Stated goal » In the records that follow, show each line where the word "styles" is present.

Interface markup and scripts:
╔══
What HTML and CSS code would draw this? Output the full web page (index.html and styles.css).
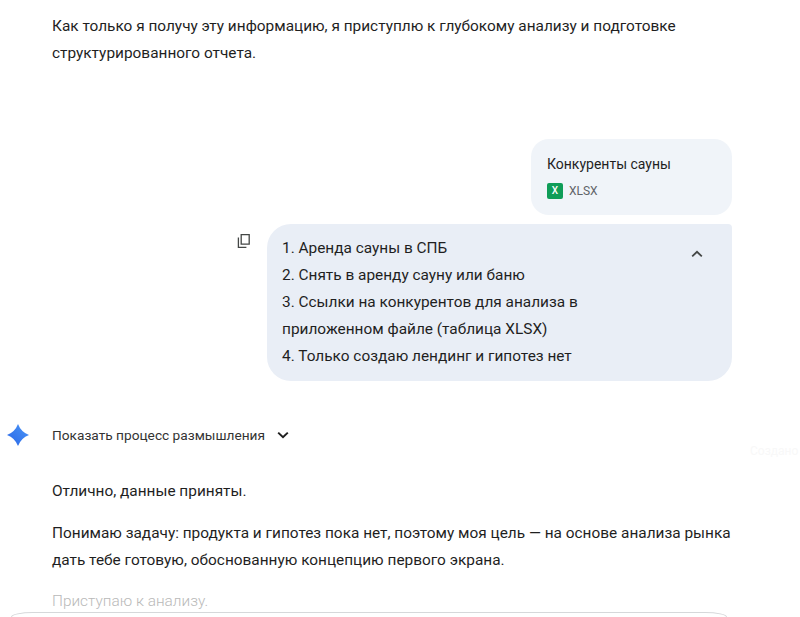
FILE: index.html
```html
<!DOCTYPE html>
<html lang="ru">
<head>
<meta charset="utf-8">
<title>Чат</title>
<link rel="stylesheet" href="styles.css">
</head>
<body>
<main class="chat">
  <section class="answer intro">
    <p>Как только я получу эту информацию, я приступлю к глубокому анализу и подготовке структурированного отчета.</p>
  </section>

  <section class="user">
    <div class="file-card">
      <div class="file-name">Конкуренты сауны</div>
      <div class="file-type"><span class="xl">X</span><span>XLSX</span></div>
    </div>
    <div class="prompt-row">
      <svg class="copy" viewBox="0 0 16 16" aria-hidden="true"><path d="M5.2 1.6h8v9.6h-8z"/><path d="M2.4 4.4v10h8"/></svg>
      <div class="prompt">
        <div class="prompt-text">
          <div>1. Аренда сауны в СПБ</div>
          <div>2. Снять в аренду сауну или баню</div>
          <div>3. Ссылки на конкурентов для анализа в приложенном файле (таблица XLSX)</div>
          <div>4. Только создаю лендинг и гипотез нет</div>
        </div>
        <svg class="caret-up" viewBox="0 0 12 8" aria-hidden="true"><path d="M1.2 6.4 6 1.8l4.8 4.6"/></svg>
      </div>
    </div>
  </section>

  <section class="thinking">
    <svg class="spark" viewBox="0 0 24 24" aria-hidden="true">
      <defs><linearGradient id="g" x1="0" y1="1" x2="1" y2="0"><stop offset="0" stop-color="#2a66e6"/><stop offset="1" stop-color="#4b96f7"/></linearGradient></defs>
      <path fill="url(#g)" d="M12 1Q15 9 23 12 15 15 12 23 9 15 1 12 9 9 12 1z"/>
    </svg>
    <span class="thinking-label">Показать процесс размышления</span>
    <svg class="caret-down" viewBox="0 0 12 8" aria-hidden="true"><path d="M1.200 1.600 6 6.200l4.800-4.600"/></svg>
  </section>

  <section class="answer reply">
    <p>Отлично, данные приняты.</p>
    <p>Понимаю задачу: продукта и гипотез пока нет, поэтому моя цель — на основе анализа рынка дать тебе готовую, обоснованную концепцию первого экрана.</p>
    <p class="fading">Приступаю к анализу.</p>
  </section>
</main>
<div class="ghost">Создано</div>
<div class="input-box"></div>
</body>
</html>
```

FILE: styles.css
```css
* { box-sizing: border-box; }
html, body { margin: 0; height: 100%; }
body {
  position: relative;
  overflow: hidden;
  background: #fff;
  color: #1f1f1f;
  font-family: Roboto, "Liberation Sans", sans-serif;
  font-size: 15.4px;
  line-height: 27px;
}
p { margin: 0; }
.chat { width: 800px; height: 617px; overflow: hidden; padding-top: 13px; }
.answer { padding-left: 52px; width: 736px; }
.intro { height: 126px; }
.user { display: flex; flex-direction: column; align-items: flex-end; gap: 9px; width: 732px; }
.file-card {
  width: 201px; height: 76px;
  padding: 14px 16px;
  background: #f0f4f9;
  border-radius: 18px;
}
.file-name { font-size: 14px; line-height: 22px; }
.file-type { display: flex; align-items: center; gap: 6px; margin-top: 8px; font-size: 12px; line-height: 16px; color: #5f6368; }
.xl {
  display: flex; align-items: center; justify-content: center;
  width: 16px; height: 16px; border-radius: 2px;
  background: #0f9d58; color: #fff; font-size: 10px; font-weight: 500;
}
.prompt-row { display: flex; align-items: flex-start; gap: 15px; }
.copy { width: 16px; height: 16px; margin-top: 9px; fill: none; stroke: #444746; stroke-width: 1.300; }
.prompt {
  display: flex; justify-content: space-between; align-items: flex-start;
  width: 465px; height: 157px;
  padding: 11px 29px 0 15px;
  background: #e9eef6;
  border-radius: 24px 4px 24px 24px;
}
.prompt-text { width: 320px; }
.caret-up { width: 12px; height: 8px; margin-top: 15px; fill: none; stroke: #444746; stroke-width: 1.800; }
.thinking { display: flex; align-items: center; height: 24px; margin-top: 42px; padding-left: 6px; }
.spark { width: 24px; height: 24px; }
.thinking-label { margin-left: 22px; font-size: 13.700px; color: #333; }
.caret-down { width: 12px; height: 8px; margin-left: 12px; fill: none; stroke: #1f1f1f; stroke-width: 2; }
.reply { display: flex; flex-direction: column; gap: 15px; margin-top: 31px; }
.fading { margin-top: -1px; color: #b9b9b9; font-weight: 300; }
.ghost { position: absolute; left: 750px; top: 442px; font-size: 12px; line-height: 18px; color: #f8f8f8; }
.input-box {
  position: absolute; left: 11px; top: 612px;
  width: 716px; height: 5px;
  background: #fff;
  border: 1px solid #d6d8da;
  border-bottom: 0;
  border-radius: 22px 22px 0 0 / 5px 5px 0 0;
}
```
╚══
╔══
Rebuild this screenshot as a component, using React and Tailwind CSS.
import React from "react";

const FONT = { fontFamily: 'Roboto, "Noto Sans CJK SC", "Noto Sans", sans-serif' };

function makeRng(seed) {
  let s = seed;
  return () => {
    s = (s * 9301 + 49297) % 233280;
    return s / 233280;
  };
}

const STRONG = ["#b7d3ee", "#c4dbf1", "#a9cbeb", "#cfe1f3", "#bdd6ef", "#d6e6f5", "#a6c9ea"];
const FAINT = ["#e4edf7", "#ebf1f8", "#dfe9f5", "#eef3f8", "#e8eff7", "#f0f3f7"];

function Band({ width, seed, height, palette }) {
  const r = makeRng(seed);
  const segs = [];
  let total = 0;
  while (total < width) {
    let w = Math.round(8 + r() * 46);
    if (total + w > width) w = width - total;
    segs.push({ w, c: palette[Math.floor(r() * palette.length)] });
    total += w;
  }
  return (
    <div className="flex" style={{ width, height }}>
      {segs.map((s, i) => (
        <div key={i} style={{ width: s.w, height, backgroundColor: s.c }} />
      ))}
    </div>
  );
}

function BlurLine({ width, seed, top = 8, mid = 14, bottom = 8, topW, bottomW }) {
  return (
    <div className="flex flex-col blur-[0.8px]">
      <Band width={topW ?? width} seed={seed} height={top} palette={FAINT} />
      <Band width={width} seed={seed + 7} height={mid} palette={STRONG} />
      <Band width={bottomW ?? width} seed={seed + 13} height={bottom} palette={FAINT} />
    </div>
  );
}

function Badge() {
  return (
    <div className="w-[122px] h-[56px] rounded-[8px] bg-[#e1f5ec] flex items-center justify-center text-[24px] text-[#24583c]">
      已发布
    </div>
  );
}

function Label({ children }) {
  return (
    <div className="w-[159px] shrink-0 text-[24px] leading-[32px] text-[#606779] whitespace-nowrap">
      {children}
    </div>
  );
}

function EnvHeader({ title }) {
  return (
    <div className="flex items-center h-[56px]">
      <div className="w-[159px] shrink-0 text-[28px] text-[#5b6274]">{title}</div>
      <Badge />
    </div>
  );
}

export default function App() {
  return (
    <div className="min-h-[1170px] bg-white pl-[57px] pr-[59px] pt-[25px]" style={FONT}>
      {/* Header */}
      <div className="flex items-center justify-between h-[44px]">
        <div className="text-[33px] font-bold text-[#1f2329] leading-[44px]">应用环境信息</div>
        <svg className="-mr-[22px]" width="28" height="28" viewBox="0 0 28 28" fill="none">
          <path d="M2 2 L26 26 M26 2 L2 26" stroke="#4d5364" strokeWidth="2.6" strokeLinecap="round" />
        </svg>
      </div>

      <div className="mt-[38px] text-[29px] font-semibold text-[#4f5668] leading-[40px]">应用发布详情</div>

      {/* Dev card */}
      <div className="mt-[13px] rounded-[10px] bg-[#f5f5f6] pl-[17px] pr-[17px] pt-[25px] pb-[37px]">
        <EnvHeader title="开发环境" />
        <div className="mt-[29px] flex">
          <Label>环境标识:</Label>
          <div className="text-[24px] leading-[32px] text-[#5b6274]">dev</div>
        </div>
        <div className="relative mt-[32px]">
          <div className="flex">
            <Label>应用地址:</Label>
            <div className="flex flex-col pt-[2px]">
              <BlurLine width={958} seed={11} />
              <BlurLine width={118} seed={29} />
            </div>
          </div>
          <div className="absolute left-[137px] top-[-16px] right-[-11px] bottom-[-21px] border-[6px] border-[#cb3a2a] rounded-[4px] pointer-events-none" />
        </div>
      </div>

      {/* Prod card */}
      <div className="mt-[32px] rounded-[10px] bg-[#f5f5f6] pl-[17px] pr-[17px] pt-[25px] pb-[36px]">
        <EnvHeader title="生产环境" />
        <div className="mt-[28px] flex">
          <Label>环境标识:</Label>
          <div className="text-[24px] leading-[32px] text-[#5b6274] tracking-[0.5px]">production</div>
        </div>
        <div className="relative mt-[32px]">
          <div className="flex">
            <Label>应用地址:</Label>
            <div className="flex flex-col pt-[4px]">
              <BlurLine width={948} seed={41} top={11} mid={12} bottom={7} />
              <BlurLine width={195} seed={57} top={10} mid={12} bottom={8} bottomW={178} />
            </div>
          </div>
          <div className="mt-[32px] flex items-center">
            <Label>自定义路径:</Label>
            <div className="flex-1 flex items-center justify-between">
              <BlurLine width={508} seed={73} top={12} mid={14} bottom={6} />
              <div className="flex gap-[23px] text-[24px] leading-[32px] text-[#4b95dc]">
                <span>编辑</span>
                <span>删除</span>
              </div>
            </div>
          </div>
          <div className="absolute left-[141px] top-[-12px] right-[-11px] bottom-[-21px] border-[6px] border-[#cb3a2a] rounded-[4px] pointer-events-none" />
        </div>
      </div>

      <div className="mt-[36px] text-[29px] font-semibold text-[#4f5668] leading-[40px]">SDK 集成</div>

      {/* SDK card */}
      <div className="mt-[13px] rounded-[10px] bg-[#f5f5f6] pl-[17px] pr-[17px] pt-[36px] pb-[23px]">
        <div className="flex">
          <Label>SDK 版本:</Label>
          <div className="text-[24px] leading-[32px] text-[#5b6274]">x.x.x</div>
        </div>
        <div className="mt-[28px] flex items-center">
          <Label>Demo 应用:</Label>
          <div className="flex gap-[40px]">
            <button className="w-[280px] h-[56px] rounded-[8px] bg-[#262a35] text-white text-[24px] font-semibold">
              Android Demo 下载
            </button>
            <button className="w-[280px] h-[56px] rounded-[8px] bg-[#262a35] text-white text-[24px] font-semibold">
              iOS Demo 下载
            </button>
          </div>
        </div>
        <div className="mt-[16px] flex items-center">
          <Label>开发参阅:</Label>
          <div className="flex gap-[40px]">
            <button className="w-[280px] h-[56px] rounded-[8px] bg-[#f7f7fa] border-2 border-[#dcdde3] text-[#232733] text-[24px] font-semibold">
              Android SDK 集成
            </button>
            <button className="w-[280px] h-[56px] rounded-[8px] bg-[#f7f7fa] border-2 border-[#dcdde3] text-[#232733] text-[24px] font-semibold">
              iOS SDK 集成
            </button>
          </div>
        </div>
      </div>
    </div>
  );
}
╚══
Result »
What HTML and CSS code would draw this? Output the full web page (index.html and styles.css).
<link rel="stylesheet" href="styles.css">
FILE: styles.css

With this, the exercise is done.